_Exercise brief_: From the listing that follows, output everything exactly except the pictures.

^^^^^^^^

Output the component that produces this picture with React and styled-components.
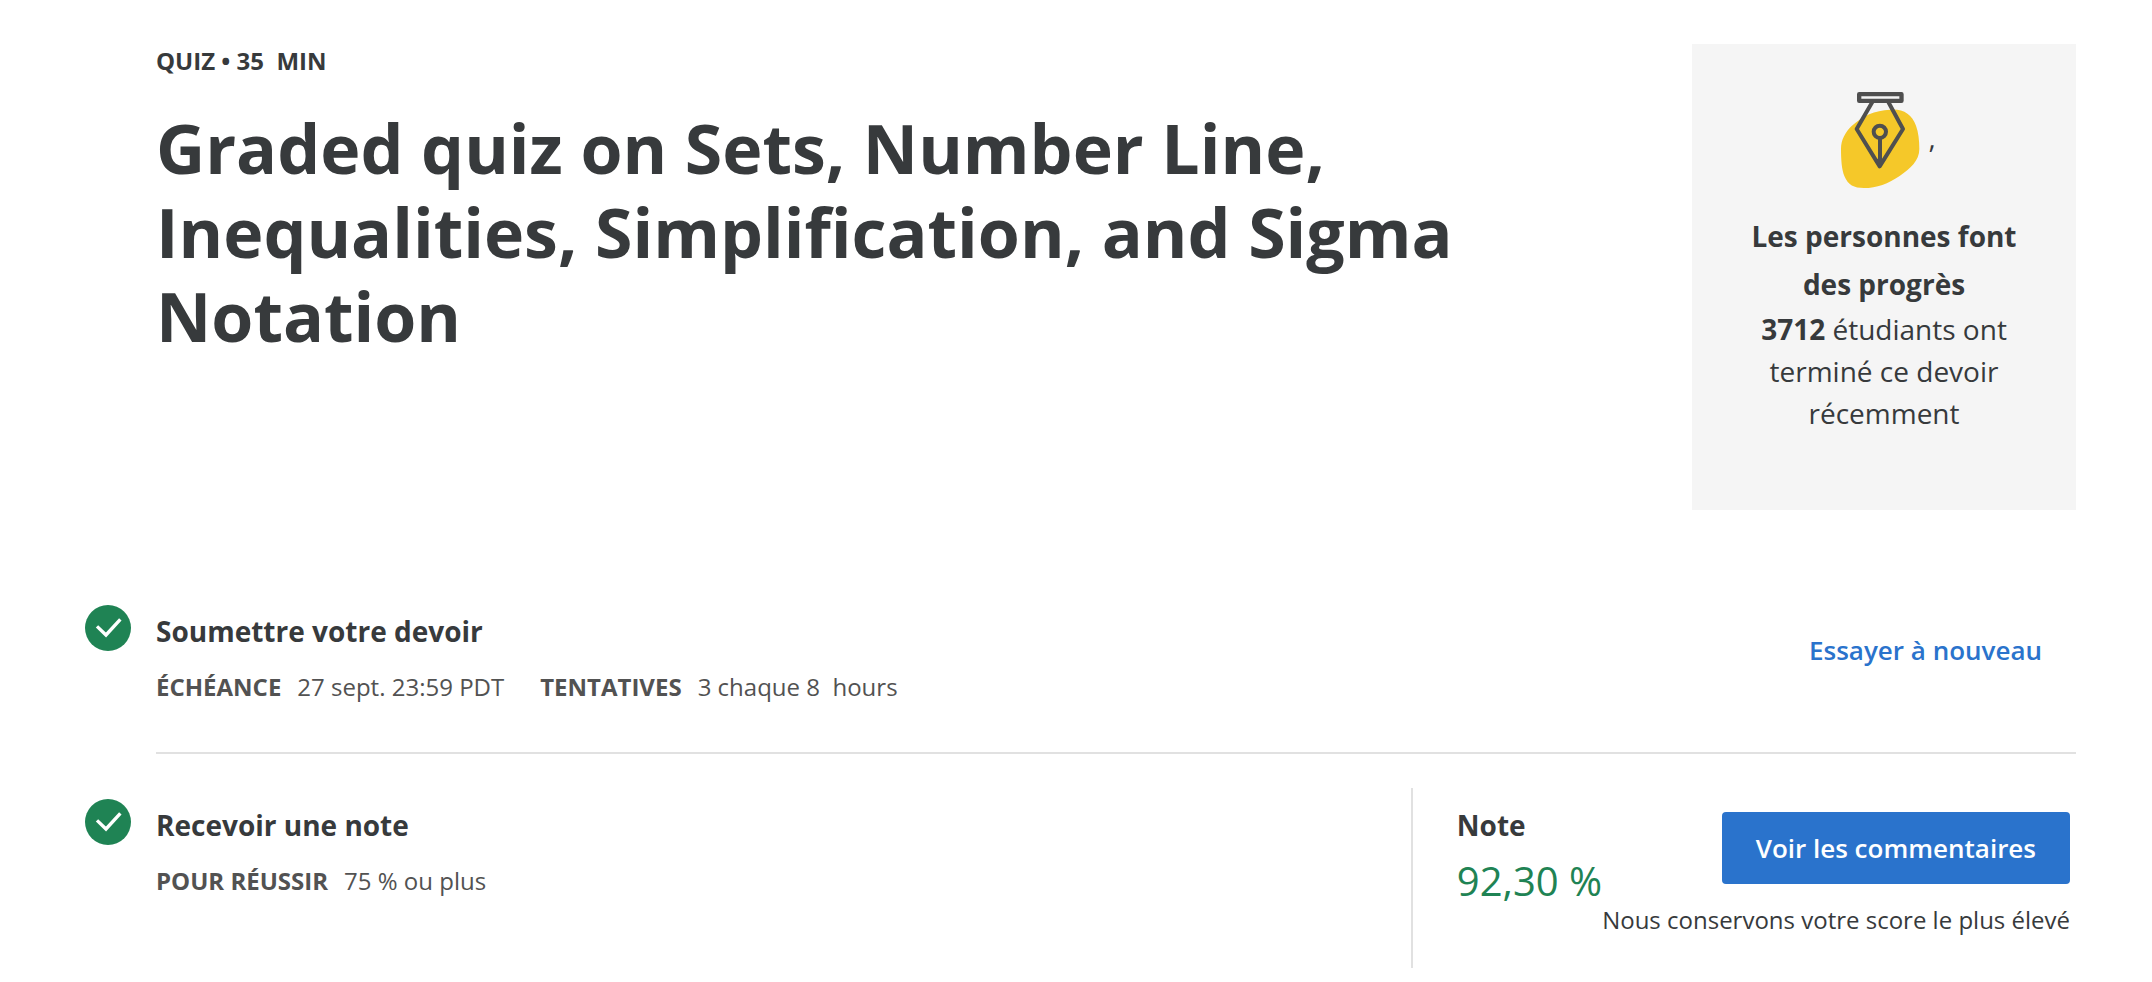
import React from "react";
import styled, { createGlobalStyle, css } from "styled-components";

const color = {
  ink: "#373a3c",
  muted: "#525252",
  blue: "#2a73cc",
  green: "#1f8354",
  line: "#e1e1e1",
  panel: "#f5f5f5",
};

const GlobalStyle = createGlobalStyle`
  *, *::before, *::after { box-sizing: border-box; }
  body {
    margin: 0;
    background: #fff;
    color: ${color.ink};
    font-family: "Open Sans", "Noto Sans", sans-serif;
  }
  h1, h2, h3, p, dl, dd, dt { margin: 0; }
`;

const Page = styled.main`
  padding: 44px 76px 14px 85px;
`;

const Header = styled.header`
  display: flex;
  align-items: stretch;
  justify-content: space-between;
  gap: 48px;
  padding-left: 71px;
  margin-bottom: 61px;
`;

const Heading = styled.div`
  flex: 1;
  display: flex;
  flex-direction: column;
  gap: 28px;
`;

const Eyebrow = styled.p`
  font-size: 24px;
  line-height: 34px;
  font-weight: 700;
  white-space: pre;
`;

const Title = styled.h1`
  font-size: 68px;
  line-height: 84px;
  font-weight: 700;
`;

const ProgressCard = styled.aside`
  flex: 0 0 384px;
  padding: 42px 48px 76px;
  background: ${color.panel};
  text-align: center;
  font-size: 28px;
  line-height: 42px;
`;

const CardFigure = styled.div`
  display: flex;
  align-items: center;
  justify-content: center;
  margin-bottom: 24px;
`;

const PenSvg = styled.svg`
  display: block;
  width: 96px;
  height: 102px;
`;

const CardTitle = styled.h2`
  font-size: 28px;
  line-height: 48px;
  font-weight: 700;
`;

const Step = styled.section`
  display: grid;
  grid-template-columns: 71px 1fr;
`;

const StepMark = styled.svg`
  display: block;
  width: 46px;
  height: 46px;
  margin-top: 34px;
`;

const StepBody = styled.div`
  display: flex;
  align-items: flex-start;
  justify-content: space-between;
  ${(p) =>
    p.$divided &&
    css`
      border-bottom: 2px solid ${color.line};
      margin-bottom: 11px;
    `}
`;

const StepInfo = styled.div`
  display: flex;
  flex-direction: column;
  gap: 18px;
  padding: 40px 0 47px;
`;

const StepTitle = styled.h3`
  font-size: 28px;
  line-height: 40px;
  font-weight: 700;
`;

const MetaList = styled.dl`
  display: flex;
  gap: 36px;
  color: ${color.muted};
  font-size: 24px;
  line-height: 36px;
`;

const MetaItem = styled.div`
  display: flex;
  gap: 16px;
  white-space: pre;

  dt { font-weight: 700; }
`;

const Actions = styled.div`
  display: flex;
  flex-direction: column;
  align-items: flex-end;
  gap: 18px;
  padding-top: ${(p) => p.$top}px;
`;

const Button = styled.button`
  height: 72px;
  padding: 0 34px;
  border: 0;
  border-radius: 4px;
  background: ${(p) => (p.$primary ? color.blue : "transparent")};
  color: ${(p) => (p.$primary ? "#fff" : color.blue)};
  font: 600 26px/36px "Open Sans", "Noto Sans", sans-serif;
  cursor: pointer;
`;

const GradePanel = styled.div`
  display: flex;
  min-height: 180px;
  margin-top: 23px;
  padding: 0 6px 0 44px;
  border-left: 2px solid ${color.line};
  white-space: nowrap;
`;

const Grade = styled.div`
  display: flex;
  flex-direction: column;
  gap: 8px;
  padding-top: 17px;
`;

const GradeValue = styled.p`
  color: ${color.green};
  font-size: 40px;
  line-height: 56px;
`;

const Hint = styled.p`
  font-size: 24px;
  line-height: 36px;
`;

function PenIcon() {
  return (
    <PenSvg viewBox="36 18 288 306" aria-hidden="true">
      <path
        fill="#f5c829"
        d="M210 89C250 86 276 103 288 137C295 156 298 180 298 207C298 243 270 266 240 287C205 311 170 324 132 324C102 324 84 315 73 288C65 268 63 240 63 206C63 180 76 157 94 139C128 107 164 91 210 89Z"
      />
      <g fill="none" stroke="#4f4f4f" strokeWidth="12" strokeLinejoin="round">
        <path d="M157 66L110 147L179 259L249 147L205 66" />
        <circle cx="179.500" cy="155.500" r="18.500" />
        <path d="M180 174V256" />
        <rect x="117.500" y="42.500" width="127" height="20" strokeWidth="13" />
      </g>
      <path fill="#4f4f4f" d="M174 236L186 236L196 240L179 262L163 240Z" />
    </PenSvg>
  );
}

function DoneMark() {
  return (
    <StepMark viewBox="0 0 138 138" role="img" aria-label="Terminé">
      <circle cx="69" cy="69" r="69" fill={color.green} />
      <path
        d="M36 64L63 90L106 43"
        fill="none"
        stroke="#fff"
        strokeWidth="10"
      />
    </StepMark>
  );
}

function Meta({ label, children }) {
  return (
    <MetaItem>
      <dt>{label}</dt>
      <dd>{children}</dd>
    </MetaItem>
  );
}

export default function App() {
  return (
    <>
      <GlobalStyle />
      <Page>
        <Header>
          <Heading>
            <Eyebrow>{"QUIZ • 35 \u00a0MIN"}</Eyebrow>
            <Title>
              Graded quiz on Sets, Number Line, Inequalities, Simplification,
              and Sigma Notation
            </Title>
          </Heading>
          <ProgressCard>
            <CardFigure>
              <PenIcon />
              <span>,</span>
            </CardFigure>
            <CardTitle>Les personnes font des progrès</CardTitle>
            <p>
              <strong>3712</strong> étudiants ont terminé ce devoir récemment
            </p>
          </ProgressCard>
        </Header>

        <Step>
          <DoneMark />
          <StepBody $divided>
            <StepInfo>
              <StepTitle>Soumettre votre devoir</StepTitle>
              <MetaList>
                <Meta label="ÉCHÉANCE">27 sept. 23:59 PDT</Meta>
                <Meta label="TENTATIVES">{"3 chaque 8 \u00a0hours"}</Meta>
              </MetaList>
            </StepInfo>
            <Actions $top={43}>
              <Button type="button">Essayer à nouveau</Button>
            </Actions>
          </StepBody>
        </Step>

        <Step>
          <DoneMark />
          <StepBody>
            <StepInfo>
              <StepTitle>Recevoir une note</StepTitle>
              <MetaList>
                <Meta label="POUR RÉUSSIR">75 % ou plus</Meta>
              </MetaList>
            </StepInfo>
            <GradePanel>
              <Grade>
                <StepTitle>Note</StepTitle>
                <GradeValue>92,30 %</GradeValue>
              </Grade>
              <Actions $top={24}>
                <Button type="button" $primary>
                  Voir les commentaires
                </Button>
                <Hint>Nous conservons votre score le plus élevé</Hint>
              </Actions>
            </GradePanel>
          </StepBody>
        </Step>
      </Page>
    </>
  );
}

^^^^^^^^

_Exercise answer_:
Output the component that produces this picture with React and styled-components.
import React from "react";
import styled, { createGlobalStyle, css } from "styled-components";

const color = {
  ink: "#373a3c",
  muted: "#525252",
  blue: "#2a73cc",
  green: "#1f8354",
  line: "#e1e1e1",
  panel: "#f5f5f5",
};

const GlobalStyle = createGlobalStyle`
  *, *::before, *::after { box-sizing: border-box; }
  body {
    margin: 0;
    background: #fff;
    color: ${color.ink};
    font-family: "Open Sans", "Noto Sans", sans-serif;
  }
  h1, h2, h3, p, dl, dd, dt { margin: 0; }
`;

const Page = styled.main`
  padding: 44px 76px 14px 85px;
`;

const Header = styled.header`
  display: flex;
  align-items: stretch;
  justify-content: space-between;
  gap: 48px;
  padding-left: 71px;
  margin-bottom: 61px;
`;

const Heading = styled.div`
  flex: 1;
  display: flex;
  flex-direction: column;
  gap: 28px;
`;

const Eyebrow = styled.p`
  font-size: 24px;
  line-height: 34px;
  font-weight: 700;
  white-space: pre;
`;

const Title = styled.h1`
  font-size: 68px;
  line-height: 84px;
  font-weight: 700;
`;

const ProgressCard = styled.aside`
  flex: 0 0 384px;
  padding: 42px 48px 76px;
  background: ${color.panel};
  text-align: center;
  font-size: 28px;
  line-height: 42px;
`;

const CardFigure = styled.div`
  display: flex;
  align-items: center;
  justify-content: center;
  margin-bottom: 24px;
`;

const PenSvg = styled.svg`
  display: block;
  width: 96px;
  height: 102px;
`;

const CardTitle = styled.h2`
  font-size: 28px;
  line-height: 48px;
  font-weight: 700;
`;

const Step = styled.section`
  display: grid;
  grid-template-columns: 71px 1fr;
`;

const StepMark = styled.svg`
  display: block;
  width: 46px;
  height: 46px;
  margin-top: 34px;
`;

const StepBody = styled.div`
  display: flex;
  align-items: flex-start;
  justify-content: space-between;
  ${(p) =>
    p.$divided &&
    css`
      border-bottom: 2px solid ${color.line};
      margin-bottom: 11px;
    `}
`;

const StepInfo = styled.div`
  display: flex;
  flex-direction: column;
  gap: 18px;
  padding: 40px 0 47px;
`;

const StepTitle = styled.h3`
  font-size: 28px;
  line-height: 40px;
  font-weight: 700;
`;

const MetaList = styled.dl`
  display: flex;
  gap: 36px;
  color: ${color.muted};
  font-size: 24px;
  line-height: 36px;
`;

const MetaItem = styled.div`
  display: flex;
  gap: 16px;
  white-space: pre;

  dt { font-weight: 700; }
`;

const Actions = styled.div`
  display: flex;
  flex-direction: column;
  align-items: flex-end;
  gap: 18px;
  padding-top: ${(p) => p.$top}px;
`;

const Button = styled.button`
  height: 72px;
  padding: 0 34px;
  border: 0;
  border-radius: 4px;
  background: ${(p) => (p.$primary ? color.blue : "transparent")};
  color: ${(p) => (p.$primary ? "#fff" : color.blue)};
  font: 600 26px/36px "Open Sans", "Noto Sans", sans-serif;
  cursor: pointer;
`;

const GradePanel = styled.div`
  display: flex;
  min-height: 180px;
  margin-top: 23px;
  padding: 0 6px 0 44px;
  border-left: 2px solid ${color.line};
  white-space: nowrap;
`;

const Grade = styled.div`
  display: flex;
  flex-direction: column;
  gap: 8px;
  padding-top: 17px;
`;

const GradeValue = styled.p`
  color: ${color.green};
  font-size: 40px;
  line-height: 56px;
`;

const Hint = styled.p`
  font-size: 24px;
  line-height: 36px;
`;

function PenIcon() {
  return (
    <PenSvg viewBox="36 18 288 306" aria-hidden="true">
      <path
        fill="#f5c829"
        d="M210 89C250 86 276 103 288 137C295 156 298 180 298 207C298 243 270 266 240 287C205 311 170 324 132 324C102 324 84 315 73 288C65 268 63 240 63 206C63 180 76 157 94 139C128 107 164 91 210 89Z"
      />
      <g fill="none" stroke="#4f4f4f" strokeWidth="12" strokeLinejoin="round">
        <path d="M157 66L110 147L179 259L249 147L205 66" />
        <circle cx="179.500" cy="155.500" r="18.500" />
        <path d="M180 174V256" />
        <rect x="117.500" y="42.500" width="127" height="20" strokeWidth="13" />
      </g>
      <path fill="#4f4f4f" d="M174 236L186 236L196 240L179 262L163 240Z" />
    </PenSvg>
  );
}

function DoneMark() {
  return (
    <StepMark viewBox="0 0 138 138" role="img" aria-label="Terminé">
      <circle cx="69" cy="69" r="69" fill={color.green} />
      <path
        d="M36 64L63 90L106 43"
        fill="none"
        stroke="#fff"
        strokeWidth="10"
      />
    </StepMark>
  );
}

function Meta({ label, children }) {
  return (
    <MetaItem>
      <dt>{label}</dt>
      <dd>{children}</dd>
    </MetaItem>
  );
}

export default function App() {
  return (
    <>
      <GlobalStyle />
      <Page>
        <Header>
          <Heading>
            <Eyebrow>{"QUIZ • 35 \u00a0MIN"}</Eyebrow>
            <Title>
              Graded quiz on Sets, Number Line, Inequalities, Simplification,
              and Sigma Notation
            </Title>
          </Heading>
          <ProgressCard>
            <CardFigure>
              <PenIcon />
              <span>,</span>
            </CardFigure>
            <CardTitle>Les personnes font des progrès</CardTitle>
            <p>
              <strong>3712</strong> étudiants ont terminé ce devoir récemment
            </p>
          </ProgressCard>
        </Header>

        <Step>
          <DoneMark />
          <StepBody $divided>
            <StepInfo>
              <StepTitle>Soumettre votre devoir</StepTitle>
              <MetaList>
                <Meta label="ÉCHÉANCE">27 sept. 23:59 PDT</Meta>
                <Meta label="TENTATIVES">{"3 chaque 8 \u00a0hours"}</Meta>
              </MetaList>
            </StepInfo>
            <Actions $top={43}>
              <Button type="button">Essayer à nouveau</Button>
            </Actions>
          </StepBody>
        </Step>

        <Step>
          <DoneMark />
          <StepBody>
            <StepInfo>
              <StepTitle>Recevoir une note</StepTitle>
              <MetaList>
                <Meta label="POUR RÉUSSIR">75 % ou plus</Meta>
              </MetaList>
            </StepInfo>
            <GradePanel>
              <Grade>
                <StepTitle>Note</StepTitle>
                <GradeValue>92,30 %</GradeValue>
              </Grade>
              <Actions $top={24}>
                <Button type="button" $primary>
                  Voir les commentaires
                </Button>
                <Hint>Nous conservons votre score le plus élevé</Hint>
              </Actions>
            </GradePanel>
          </StepBody>
        </Step>
      </Page>
    </>
  );
}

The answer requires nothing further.